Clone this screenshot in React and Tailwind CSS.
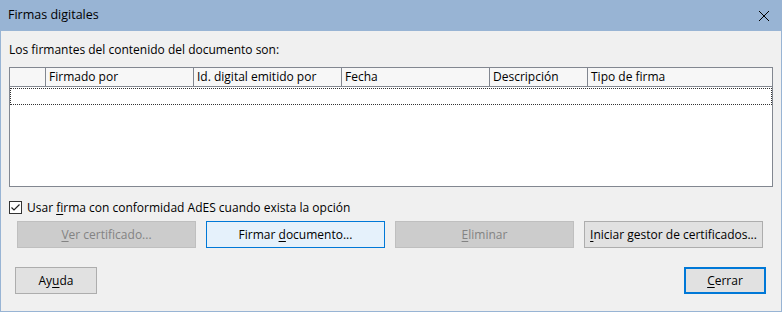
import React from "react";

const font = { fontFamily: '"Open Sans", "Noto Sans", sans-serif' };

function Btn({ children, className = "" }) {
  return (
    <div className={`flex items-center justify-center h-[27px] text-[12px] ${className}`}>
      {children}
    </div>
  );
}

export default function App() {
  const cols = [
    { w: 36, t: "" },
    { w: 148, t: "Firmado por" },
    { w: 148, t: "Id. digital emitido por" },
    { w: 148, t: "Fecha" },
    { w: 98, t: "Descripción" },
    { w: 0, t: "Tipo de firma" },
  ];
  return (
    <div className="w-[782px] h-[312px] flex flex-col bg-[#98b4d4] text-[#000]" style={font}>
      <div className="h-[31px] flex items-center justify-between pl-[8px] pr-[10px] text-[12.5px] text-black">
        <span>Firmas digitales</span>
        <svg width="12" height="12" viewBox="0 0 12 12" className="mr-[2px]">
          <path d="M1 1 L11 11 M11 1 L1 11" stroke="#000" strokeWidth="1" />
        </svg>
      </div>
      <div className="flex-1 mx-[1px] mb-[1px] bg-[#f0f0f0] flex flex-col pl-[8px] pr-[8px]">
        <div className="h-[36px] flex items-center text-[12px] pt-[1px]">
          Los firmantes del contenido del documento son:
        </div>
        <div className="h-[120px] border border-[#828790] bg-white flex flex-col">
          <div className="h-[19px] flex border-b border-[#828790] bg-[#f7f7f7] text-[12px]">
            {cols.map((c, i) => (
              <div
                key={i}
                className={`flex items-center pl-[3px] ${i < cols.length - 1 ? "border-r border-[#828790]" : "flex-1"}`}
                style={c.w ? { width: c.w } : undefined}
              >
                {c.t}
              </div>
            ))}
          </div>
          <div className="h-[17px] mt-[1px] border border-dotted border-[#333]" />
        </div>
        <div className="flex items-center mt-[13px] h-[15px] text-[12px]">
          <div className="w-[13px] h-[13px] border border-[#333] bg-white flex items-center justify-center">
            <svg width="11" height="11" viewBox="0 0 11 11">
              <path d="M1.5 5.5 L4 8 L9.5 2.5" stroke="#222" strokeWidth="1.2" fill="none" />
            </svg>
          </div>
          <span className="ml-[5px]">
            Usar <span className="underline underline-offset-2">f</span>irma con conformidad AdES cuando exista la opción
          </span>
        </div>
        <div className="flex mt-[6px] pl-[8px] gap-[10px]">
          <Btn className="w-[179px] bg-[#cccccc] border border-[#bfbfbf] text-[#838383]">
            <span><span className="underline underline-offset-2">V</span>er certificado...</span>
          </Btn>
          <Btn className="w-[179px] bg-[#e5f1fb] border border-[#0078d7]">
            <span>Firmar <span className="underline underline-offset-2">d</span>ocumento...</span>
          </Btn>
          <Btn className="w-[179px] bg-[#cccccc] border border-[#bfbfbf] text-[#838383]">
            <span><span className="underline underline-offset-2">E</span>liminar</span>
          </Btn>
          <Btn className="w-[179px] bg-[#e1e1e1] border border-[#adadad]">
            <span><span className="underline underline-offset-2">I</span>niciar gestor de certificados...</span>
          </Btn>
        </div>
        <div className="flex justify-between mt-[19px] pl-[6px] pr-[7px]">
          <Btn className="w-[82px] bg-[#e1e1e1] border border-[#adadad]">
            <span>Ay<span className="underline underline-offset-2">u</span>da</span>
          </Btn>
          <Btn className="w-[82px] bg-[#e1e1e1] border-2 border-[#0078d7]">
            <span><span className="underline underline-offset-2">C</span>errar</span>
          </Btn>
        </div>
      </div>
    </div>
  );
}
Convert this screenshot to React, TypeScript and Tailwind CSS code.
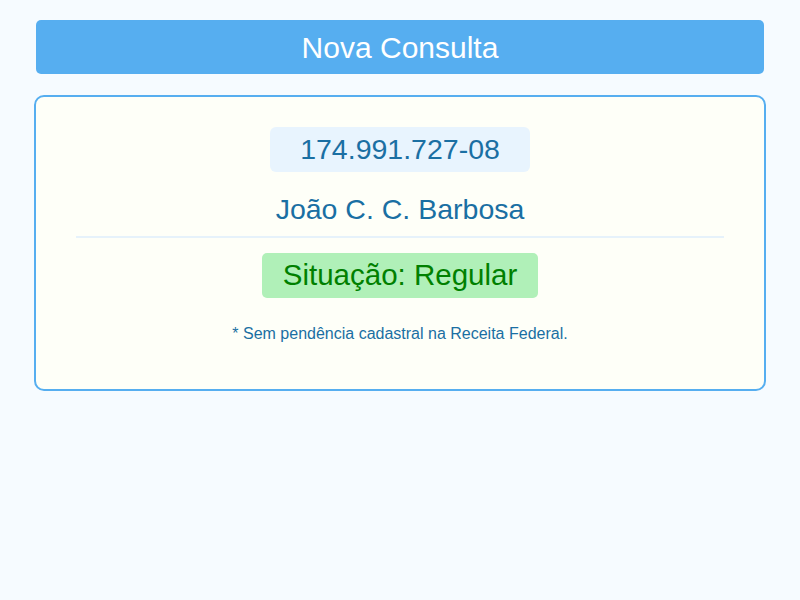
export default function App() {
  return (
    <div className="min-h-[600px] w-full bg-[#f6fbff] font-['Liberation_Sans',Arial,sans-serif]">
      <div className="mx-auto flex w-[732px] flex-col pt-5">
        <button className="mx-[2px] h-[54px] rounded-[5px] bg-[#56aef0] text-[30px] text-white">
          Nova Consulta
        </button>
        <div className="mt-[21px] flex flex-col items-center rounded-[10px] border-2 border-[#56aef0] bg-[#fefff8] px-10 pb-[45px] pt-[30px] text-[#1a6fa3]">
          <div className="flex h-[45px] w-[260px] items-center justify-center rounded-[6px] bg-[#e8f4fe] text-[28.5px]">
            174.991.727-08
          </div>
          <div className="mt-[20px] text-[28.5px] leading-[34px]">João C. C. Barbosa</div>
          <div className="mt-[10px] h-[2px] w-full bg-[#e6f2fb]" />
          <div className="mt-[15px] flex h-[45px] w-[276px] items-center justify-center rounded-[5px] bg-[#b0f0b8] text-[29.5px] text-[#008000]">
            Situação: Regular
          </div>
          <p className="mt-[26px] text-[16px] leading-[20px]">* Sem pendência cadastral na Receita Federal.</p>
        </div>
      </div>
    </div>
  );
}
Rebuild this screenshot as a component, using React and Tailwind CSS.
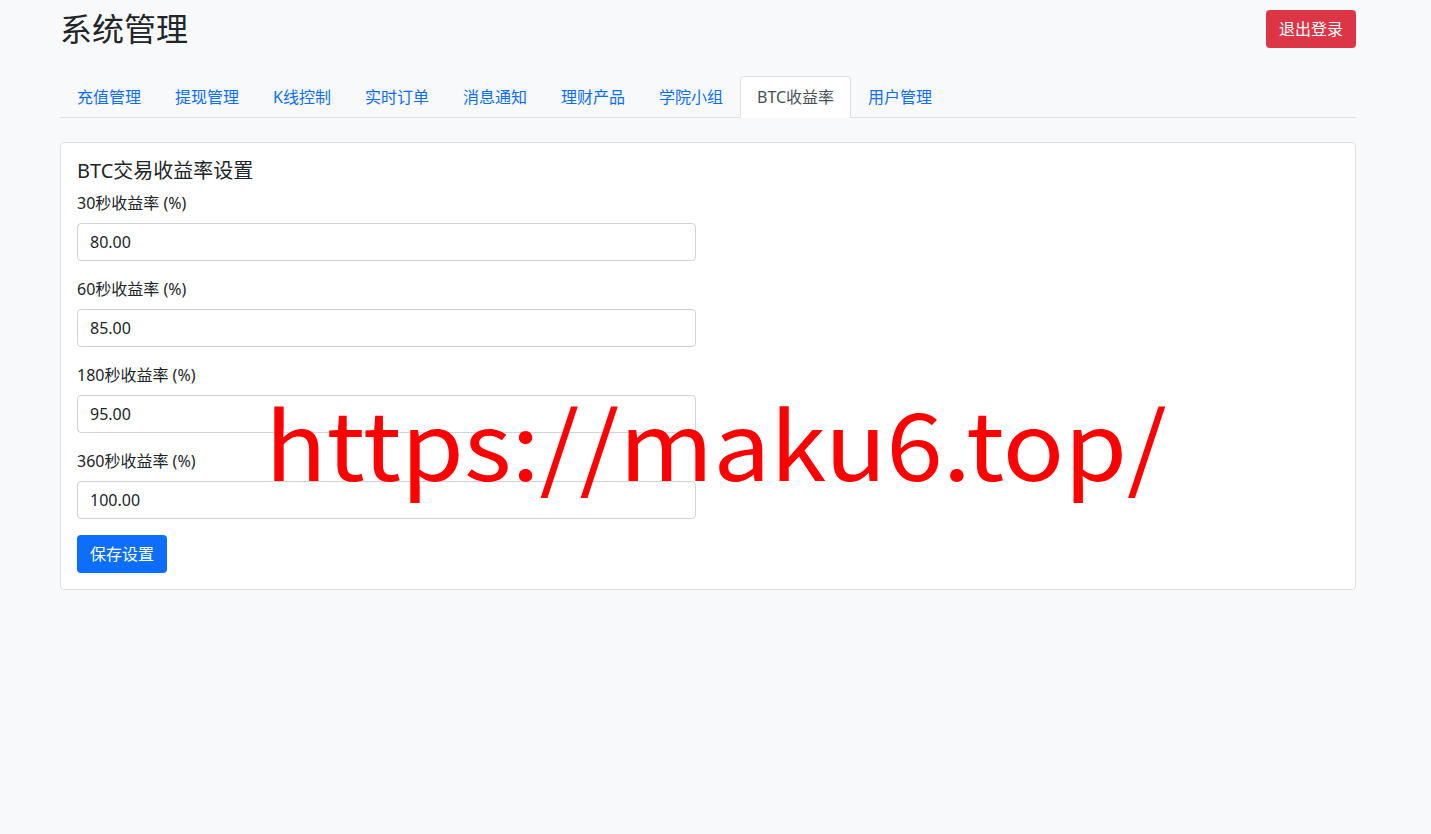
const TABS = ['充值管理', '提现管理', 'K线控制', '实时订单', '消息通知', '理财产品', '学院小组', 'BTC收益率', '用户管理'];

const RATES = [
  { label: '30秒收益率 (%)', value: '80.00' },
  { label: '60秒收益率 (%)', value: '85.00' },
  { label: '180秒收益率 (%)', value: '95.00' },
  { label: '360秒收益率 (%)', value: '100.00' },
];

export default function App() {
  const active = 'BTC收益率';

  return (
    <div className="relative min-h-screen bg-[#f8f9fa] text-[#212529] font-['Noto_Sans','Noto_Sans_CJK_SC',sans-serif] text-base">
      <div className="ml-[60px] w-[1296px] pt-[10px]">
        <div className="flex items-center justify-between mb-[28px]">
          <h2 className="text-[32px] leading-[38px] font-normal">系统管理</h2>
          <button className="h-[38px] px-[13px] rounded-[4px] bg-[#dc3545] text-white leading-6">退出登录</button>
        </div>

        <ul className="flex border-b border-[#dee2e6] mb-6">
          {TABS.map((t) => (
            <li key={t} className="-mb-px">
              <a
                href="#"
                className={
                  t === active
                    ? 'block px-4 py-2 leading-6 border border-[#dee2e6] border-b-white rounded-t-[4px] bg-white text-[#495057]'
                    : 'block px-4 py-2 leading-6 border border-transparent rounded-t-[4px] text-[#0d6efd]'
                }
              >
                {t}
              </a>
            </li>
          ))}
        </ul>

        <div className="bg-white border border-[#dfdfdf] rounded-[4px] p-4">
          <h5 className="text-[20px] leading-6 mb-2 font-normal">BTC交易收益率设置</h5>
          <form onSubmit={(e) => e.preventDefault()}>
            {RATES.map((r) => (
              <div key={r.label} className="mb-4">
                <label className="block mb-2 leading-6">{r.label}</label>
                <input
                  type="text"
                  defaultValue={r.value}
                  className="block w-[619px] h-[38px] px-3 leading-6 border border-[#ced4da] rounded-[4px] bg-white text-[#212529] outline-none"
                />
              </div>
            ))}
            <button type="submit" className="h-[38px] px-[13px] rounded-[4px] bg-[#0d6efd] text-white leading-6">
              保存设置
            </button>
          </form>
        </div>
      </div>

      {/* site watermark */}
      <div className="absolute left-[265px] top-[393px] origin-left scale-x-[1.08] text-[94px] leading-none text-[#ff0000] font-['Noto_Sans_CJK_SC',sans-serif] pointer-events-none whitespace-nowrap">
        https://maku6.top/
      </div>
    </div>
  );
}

————

Problem to solve. Copy each line in full and exactly, omitting any picture.

Answer to the problem.
Clone this screenshot in React and Tailwind CSS.
import React from "react";

const font = { fontFamily: '"Open Sans", "Noto Sans", sans-serif' };

function Btn({ children, className = "" }) {
  return (
    <div className={`flex items-center justify-center h-[27px] text-[12px] ${className}`}>
      {children}
    </div>
  );
}

export default function App() {
  const cols = [
    { w: 36, t: "" },
    { w: 148, t: "Firmado por" },
    { w: 148, t: "Id. digital emitido por" },
    { w: 148, t: "Fecha" },
    { w: 98, t: "Descripción" },
    { w: 0, t: "Tipo de firma" },
  ];
  return (
    <div className="w-[782px] h-[312px] flex flex-col bg-[#98b4d4] text-[#000]" style={font}>
      <div className="h-[31px] flex items-center justify-between pl-[8px] pr-[10px] text-[12.5px] text-black">
        <span>Firmas digitales</span>
        <svg width="12" height="12" viewBox="0 0 12 12" className="mr-[2px]">
          <path d="M1 1 L11 11 M11 1 L1 11" stroke="#000" strokeWidth="1" />
        </svg>
      </div>
      <div className="flex-1 mx-[1px] mb-[1px] bg-[#f0f0f0] flex flex-col pl-[8px] pr-[8px]">
        <div className="h-[36px] flex items-center text-[12px] pt-[1px]">
          Los firmantes del contenido del documento son:
        </div>
        <div className="h-[120px] border border-[#828790] bg-white flex flex-col">
          <div className="h-[19px] flex border-b border-[#828790] bg-[#f7f7f7] text-[12px]">
            {cols.map((c, i) => (
              <div
                key={i}
                className={`flex items-center pl-[3px] ${i < cols.length - 1 ? "border-r border-[#828790]" : "flex-1"}`}
                style={c.w ? { width: c.w } : undefined}
              >
                {c.t}
              </div>
            ))}
          </div>
          <div className="h-[17px] mt-[1px] border border-dotted border-[#333]" />
        </div>
        <div className="flex items-center mt-[13px] h-[15px] text-[12px]">
          <div className="w-[13px] h-[13px] border border-[#333] bg-white flex items-center justify-center">
            <svg width="11" height="11" viewBox="0 0 11 11">
              <path d="M1.5 5.5 L4 8 L9.5 2.5" stroke="#222" strokeWidth="1.2" fill="none" />
            </svg>
          </div>
          <span className="ml-[5px]">
            Usar <span className="underline underline-offset-2">f</span>irma con conformidad AdES cuando exista la opción
          </span>
        </div>
        <div className="flex mt-[6px] pl-[8px] gap-[10px]">
          <Btn className="w-[179px] bg-[#cccccc] border border-[#bfbfbf] text-[#838383]">
            <span><span className="underline underline-offset-2">V</span>er certificado...</span>
          </Btn>
          <Btn className="w-[179px] bg-[#e5f1fb] border border-[#0078d7]">
            <span>Firmar <span className="underline underline-offset-2">d</span>ocumento...</span>
          </Btn>
          <Btn className="w-[179px] bg-[#cccccc] border border-[#bfbfbf] text-[#838383]">
            <span><span className="underline underline-offset-2">E</span>liminar</span>
          </Btn>
          <Btn className="w-[179px] bg-[#e1e1e1] border border-[#adadad]">
            <span><span className="underline underline-offset-2">I</span>niciar gestor de certificados...</span>
          </Btn>
        </div>
        <div className="flex justify-between mt-[19px] pl-[6px] pr-[7px]">
          <Btn className="w-[82px] bg-[#e1e1e1] border border-[#adadad]">
            <span>Ay<span className="underline underline-offset-2">u</span>da</span>
          </Btn>
          <Btn className="w-[82px] bg-[#e1e1e1] border-2 border-[#0078d7]">
            <span><span className="underline underline-offset-2">C</span>errar</span>
          </Btn>
        </div>
      </div>
    </div>
  );
}
Convert this screenshot to React, TypeScript and Tailwind CSS code.
export default function App() {
  return (
    <div className="min-h-[600px] w-full bg-[#f6fbff] font-['Liberation_Sans',Arial,sans-serif]">
      <div className="mx-auto flex w-[732px] flex-col pt-5">
        <button className="mx-[2px] h-[54px] rounded-[5px] bg-[#56aef0] text-[30px] text-white">
          Nova Consulta
        </button>
        <div className="mt-[21px] flex flex-col items-center rounded-[10px] border-2 border-[#56aef0] bg-[#fefff8] px-10 pb-[45px] pt-[30px] text-[#1a6fa3]">
          <div className="flex h-[45px] w-[260px] items-center justify-center rounded-[6px] bg-[#e8f4fe] text-[28.5px]">
            174.991.727-08
          </div>
          <div className="mt-[20px] text-[28.5px] leading-[34px]">João C. C. Barbosa</div>
          <div className="mt-[10px] h-[2px] w-full bg-[#e6f2fb]" />
          <div className="mt-[15px] flex h-[45px] w-[276px] items-center justify-center rounded-[5px] bg-[#b0f0b8] text-[29.5px] text-[#008000]">
            Situação: Regular
          </div>
          <p className="mt-[26px] text-[16px] leading-[20px]">* Sem pendência cadastral na Receita Federal.</p>
        </div>
      </div>
    </div>
  );
}
Rebuild this screenshot as a component, using React and Tailwind CSS.
const TABS = ['充值管理', '提现管理', 'K线控制', '实时订单', '消息通知', '理财产品', '学院小组', 'BTC收益率', '用户管理'];

const RATES = [
  { label: '30秒收益率 (%)', value: '80.00' },
  { label: '60秒收益率 (%)', value: '85.00' },
  { label: '180秒收益率 (%)', value: '95.00' },
  { label: '360秒收益率 (%)', value: '100.00' },
];

export default function App() {
  const active = 'BTC收益率';

  return (
    <div className="relative min-h-screen bg-[#f8f9fa] text-[#212529] font-['Noto_Sans','Noto_Sans_CJK_SC',sans-serif] text-base">
      <div className="ml-[60px] w-[1296px] pt-[10px]">
        <div className="flex items-center justify-between mb-[28px]">
          <h2 className="text-[32px] leading-[38px] font-normal">系统管理</h2>
          <button className="h-[38px] px-[13px] rounded-[4px] bg-[#dc3545] text-white leading-6">退出登录</button>
        </div>

        <ul className="flex border-b border-[#dee2e6] mb-6">
          {TABS.map((t) => (
            <li key={t} className="-mb-px">
              <a
                href="#"
                className={
                  t === active
                    ? 'block px-4 py-2 leading-6 border border-[#dee2e6] border-b-white rounded-t-[4px] bg-white text-[#495057]'
                    : 'block px-4 py-2 leading-6 border border-transparent rounded-t-[4px] text-[#0d6efd]'
                }
              >
                {t}
              </a>
            </li>
          ))}
        </ul>

        <div className="bg-white border border-[#dfdfdf] rounded-[4px] p-4">
          <h5 className="text-[20px] leading-6 mb-2 font-normal">BTC交易收益率设置</h5>
          <form onSubmit={(e) => e.preventDefault()}>
            {RATES.map((r) => (
              <div key={r.label} className="mb-4">
                <label className="block mb-2 leading-6">{r.label}</label>
                <input
                  type="text"
                  defaultValue={r.value}
                  className="block w-[619px] h-[38px] px-3 leading-6 border border-[#ced4da] rounded-[4px] bg-white text-[#212529] outline-none"
                />
              </div>
            ))}
            <button type="submit" className="h-[38px] px-[13px] rounded-[4px] bg-[#0d6efd] text-white leading-6">
              保存设置
            </button>
          </form>
        </div>
      </div>

      {/* site watermark */}
      <div className="absolute left-[265px] top-[393px] origin-left scale-x-[1.08] text-[94px] leading-none text-[#ff0000] font-['Noto_Sans_CJK_SC',sans-serif] pointer-events-none whitespace-nowrap">
        https://maku6.top/
      </div>
    </div>
  );
}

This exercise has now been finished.